Flexibility, speed, strength, coordination. We will be working on these. You can’t get to tactics and strategy unless you understand the underlying concepts. What is physically fit? It doesn’t mean you are in athletic shape. It means that you meet some standards. Like the President’s Council has a standard, and if you aren’t there, you are in no way an athlete. That is the starting point. You can do other than just weight train. You can weight train and cross train, which helps your coordination.

Physical Fitness Options

Running, weight training, cross training

Soccer, basketball, ultimate Frisbee

Speed drills (lines)

Sometimes you can’t get there with what you have. What do you do?

Seek your coach’s advice

What do you do to stay fit?

Plyometrics will not only increase strength and speed, it will increase your coordination. It will help you change when you need it. In a bout, you have to change your mechanical actions just slightly, or you lose control. You are limiting the tactics that you can apply to your strategy.
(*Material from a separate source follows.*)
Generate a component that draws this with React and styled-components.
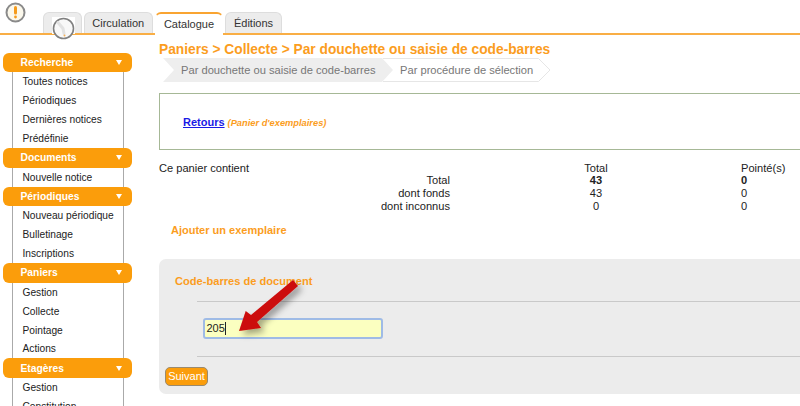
import React from 'react';
import styled, { createGlobalStyle } from 'styled-components';

const GlobalStyle = createGlobalStyle`
  html, body {
    margin: 0;
    padding: 0;
    background: #fff;
    overflow: hidden;
  }
  body {
    font-family: "Liberation Sans", Arial, sans-serif;
    font-size: 11px;
    color: #222;
  }
`;

const Page = styled.div`
  position: relative;
  width: 800px;
  height: 406px;
  overflow: hidden;
`;

const Header = styled.div`
  position: relative;
  height: 33px;
  padding-left: 42.5px;
  display: flex;
  align-items: flex-end;
  gap: 2px;
  border-bottom: 2px solid #f9ae45;
`;

const AlertBadge = styled.div`
  position: absolute;
  left: 5px;
  top: 2px;
  width: 21px;
  height: 21px;
`;

const Tab = styled.div`
  height: ${p => (p.$active ? 23 : 21)}px;
  width: ${p => p.$w}px;
  box-sizing: border-box;
  padding-bottom: ${p => (p.$active ? 2 : 0)}px;
  display: flex;
  align-items: center;
  justify-content: center;
  font-size: 11px;
  color: #333;
  border-radius: 6px 6px 0 0;
  background: ${p => (p.$active ? '#fff' : '#ececec')};
  border: 1px solid ${p => (p.$active ? '#fff' : '#ddd')};
  border-bottom: 0;
  border-top: ${p => (p.$active ? '2px solid #f9a431' : '1px solid #ddd')};
  margin-bottom: ${p => (p.$active ? '-2px' : '0')};
  position: relative;
`;

const ClockIcon = styled.div`
  position: absolute;
  left: 8px;
  top: 4px;
  width: 23px;
  height: 23px;
`;

const Body = styled.div`
  display: flex;
  align-items: flex-start;
`;

const Sidebar = styled.nav`
  width: 132px;
  flex: none;
  margin-top: 17.5px;
  margin-left: 3px;
`;

const MenuHead = styled.div`
  height: 19.9px;
  width: 129px;
  box-sizing: border-box;
  padding: 0 10px 0 17.5px;
  border-radius: 6px;
  background: #fb9d0b;
  color: #fff;
  font-weight: bold;
  font-size: 10.3px;
  display: flex;
  align-items: center;
  justify-content: space-between;
`;

const Caret = styled.span`
  width: 0;
  height: 0;
  border-left: 3.5px solid transparent;
  border-right: 3.5px solid transparent;
  border-top: 5px solid #fff;
`;

const MenuList = styled.ul`
  list-style: none;
  margin: 0 0 0 9px;
  padding: 0;
  width: 112px;
  box-sizing: border-box;
  border-left: 1px solid #aaa;
  border-right: 1px solid #aaa;
`;

const MenuItem = styled.li`
  height: 18.85px;
  box-sizing: border-box;
  line-height: 18.85px;
  padding: 1px 0 0 9.5px;
  font-size: 10.2px;
  color: #222;
  white-space: nowrap;
`;

const Main = styled.main`
  flex: none;
  width: 641px;
  margin-left: 24px;
  padding-top: 7px;
`;

const Title = styled.h1`
  margin: 0;
  height: 16px;
  line-height: 16px;
  font-size: 13.75px;
  font-weight: bold;
  color: #fb9d1e;
  white-space: nowrap;
`;

const Steps = styled.div`
  display: flex;
  height: 24px;
  margin-left: 4px;
`;

const Step = styled.div`
  position: relative;
  z-index: ${p => p.$z};
  height: 24px;
  flex: none;
  width: ${p => p.$w}px;
  margin-left: ${p => p.$overlap || 0}px;
  font-size: 11.15px;
  line-height: 24px;
  color: #777;
  padding-left: ${p => p.$pad}px;
  box-sizing: border-box;
  white-space: nowrap;
`;

const StepShape = styled.svg`
  position: absolute;
  left: 0;
  top: 0;
  z-index: -1;
`;

const ReturnBox = styled.div`
  height: 57px;
  margin-top: 11px;
  box-sizing: border-box;
  border: 1px solid #a6b896;
  border-right: 0;
  padding-left: 23px;
  display: flex;
  align-items: center;
  gap: 3px;
`;

const BackLink = styled.a`
  color: #1a1ae6;
  font-weight: bold;
  font-size: 11px;
  text-decoration: underline;
`;

const BackNote = styled.span`
  color: #fb9d1e;
  font-weight: bold;
  font-style: italic;
  font-size: 9.3px;
  position: relative;
  top: 1px;
`;

const CountTable = styled.div`
  display: grid;
  grid-template-columns: 291px 110px 72px 1fr;
  margin-top: 11.5px;
  font-size: 11.1px;
  line-height: 12.8px;
`;

const Label = styled.div`
  text-align: ${p => (p.$left ? 'left' : 'right')};
`;

const Num = styled.div`
  text-align: center;
  font-weight: ${p => (p.$bold ? 'bold' : 'normal')};
`;

const PointedNum = styled.div`
  padding-left: 109px;
  font-weight: ${p => (p.$bold ? 'bold' : 'normal')};
`;

const SectionTitle = styled.h2`
  margin: 9px 0 0 12px;
  height: 16px;
  line-height: 16px;
  font-size: 11px;
  font-weight: bold;
  color: #fb9d1e;
`;

const FormPanel = styled.section`
  height: 135px;
  margin-top: 21px;
  background: #ececec;
  border-radius: 7px 0 0 7px;
  box-sizing: border-box;
  padding: 15px 0 0 6px;
`;

const FieldLabel = styled.div`
  height: 14px;
  line-height: 14px;
  margin-left: 10px;
  margin-bottom: 13px;
  font-size: 11.1px;
  font-weight: bold;
  color: #fb9d1e;
`;

const Rule = styled.div`
  height: 1px;
  margin-left: 32px;
  background: #c9c9c9;
`;

const FieldRow = styled.div`
  height: 54px;
  margin-left: 38px;
  display: flex;
  align-items: center;
`;

const CodeInput = styled.div`
  width: 180px;
  height: 21px;
  box-sizing: border-box;
  border: 2px solid #9fbbe6;
  border-radius: 3px;
  background: #fbffc0;
  font-size: 11px;
  line-height: 17px;
  padding-left: 1.5px;
  color: #222;
`;

const Cursor = styled.span`
  display: inline-block;
  width: 1px;
  height: 13px;
  background: #222;
  vertical-align: -3px;
`;

const SubmitButton = styled.button`
  display: block;
  width: 43px;
  height: 19px;
  padding: 0;
  margin: 10px 0 0;
  box-sizing: border-box;
  border: 1px solid #9a8a6e;
  border-radius: 5px;
  background: #fb9d0b;
  color: #fff;
  font-family: inherit;
  font-size: 11px;
`;

const ArrowOverlay = styled.svg`
  position: absolute;
  left: 230px;
  top: 270px;
  pointer-events: none;
`;

const menus = [
  { title: 'Recherche', items: ['Toutes notices', 'Périodiques', 'Dernières notices', 'Prédéfinie'] },
  { title: 'Documents', items: ['Nouvelle notice'] },
  { title: 'Périodiques', items: ['Nouveau périodique', 'Bulletinage', 'Inscriptions'] },
  { title: 'Paniers', items: ['Gestion', 'Collecte', 'Pointage', 'Actions'] },
  { title: 'Etagères', items: ['Gestion', 'Constitution'] },
];

const counts = [
  ['Total', '43', '0', true],
  ['dont fonds', '43', '0', false],
  ['dont inconnus', '0', '0', false],
];

const App = () => (
  <Page>
    <GlobalStyle />
    <Header>
      <AlertBadge>
        <svg width="21" height="21" viewBox="0 0 21 21">
          <circle cx="10.5" cy="10.5" r="9" fill="#fbf8ec" stroke="#8a8a8a" strokeWidth="2" />
          <path d="M10.5 5.5v5.5" stroke="#f59b1c" strokeWidth="3" strokeLinecap="round" />
          <circle cx="10.5" cy="15" r="1.4" fill="#f59b1c" />
        </svg>
      </AlertBadge>
      <Tab $w={39}>
        <ClockIcon>
          <svg width="23" height="23" viewBox="0 0 23 23">
            <rect x="0" y="0" width="23" height="17" fill="#fff" />
            <circle cx="11.5" cy="11.5" r="10" fill="#f8f8f8" stroke="#808080" strokeWidth="1.6" />
            <path d="M6 5.5l5 6 1 5" stroke="#e2e2e2" strokeWidth="3" strokeLinecap="round" fill="none" />
            <circle cx="12.5" cy="18.5" r="1" fill="#f5b056" />
          </svg>
        </ClockIcon>
      </Tab>
      <Tab $w={69.5}>Circulation</Tab>
      <Tab $w={68} $active>Catalogue</Tab>
      <Tab $w={57}>Éditions</Tab>
    </Header>
    <Body>
      <Sidebar>
        {menus.map(menu => (
          <div key={menu.title}>
            <MenuHead>
              {menu.title}
              <Caret />
            </MenuHead>
            <MenuList>
              {menu.items.map(item => (
                <MenuItem key={item}>{item}</MenuItem>
              ))}
            </MenuList>
          </div>
        ))}
      </Sidebar>
      <Main>
        <Title>Paniers &gt; Collecte &gt; Par douchette ou saisie de code-barres</Title>
        <Steps>
          <Step $w={230} $pad={18} $z={2}>
            <StepShape width="230" height="24">
              <polygon points="0,0 219,0 230,12 219,24 0,24 11,12" fill="#eeeeee" />
            </StepShape>
            Par douchette ou saisie de code-barres
          </Step>
          <Step $w={168} $pad={17} $z={1} $overlap={-10}>
            <StepShape width="168" height="24">
              <polyline points="0,0.5 155.5,0.5 167,12 155.5,23.5 0,23.5" fill="#fff" stroke="#e6e6e6" />
            </StepShape>
            Par procédure de sélection
          </Step>
        </Steps>
        <ReturnBox>
          <BackLink href="#">Retours</BackLink>
          <BackNote>(Panier d'exemplaires)</BackNote>
        </ReturnBox>
        <CountTable>
          <Label $left>Ce panier contient</Label>
          <div />
          <Num>Total</Num>
          <PointedNum>Pointé(s)</PointedNum>
          {counts.map(([label, total, pointed, bold]) => (
            <React.Fragment key={label}>
              <Label>{label}</Label>
              <div />
              <Num $bold={bold}>{total}</Num>
              <PointedNum $bold={bold}>{pointed}</PointedNum>
            </React.Fragment>
          ))}
        </CountTable>
        <SectionTitle>Ajouter un exemplaire</SectionTitle>
        <FormPanel>
          <FieldLabel>Code-barres de document</FieldLabel>
          <Rule />
          <FieldRow>
            <CodeInput>205<Cursor /></CodeInput>
          </FieldRow>
          <Rule />
          <SubmitButton>Suivant</SubmitButton>
        </FormPanel>
      </Main>
    </Body>
    <ArrowOverlay width="90" height="80" viewBox="0 0 90 80">
      <defs>
        <filter id="arrowShadow" x="-20%" y="-20%" width="150%" height="150%">
          <feDropShadow dx="4" dy="4" stdDeviation="3" floodColor="#000" floodOpacity="0.35" />
        </filter>
      </defs>
      <path
        d="M63 10 L68 16 L27 52 L31 58 L9 61 L15.7 41 L21 45 Z"
        fill="#cc0a0a"
        filter="url(#arrowShadow)"
      />
    </ArrowOverlay>
  </Page>
);

export default App;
Your coach is there to support your goals, which you must have. If you don’t have goals, why are you working so hard on the strip? Why are you taking lessons? Goals also give you an end point to some project which allows you to take some down time so you don’t get burned out, too.

If you have a trainer and a coach and discipline, you have to figure out what you need in terms of being physically fit and to work on all the deficits you may have. A trainer will build you up symmetrically. Fencing is an asymmetrical sport. You don’t want all your physical conditioning to be on the strip. You need to go outside the club, and build yourself up equally across the board. It will also help you prevent injuries.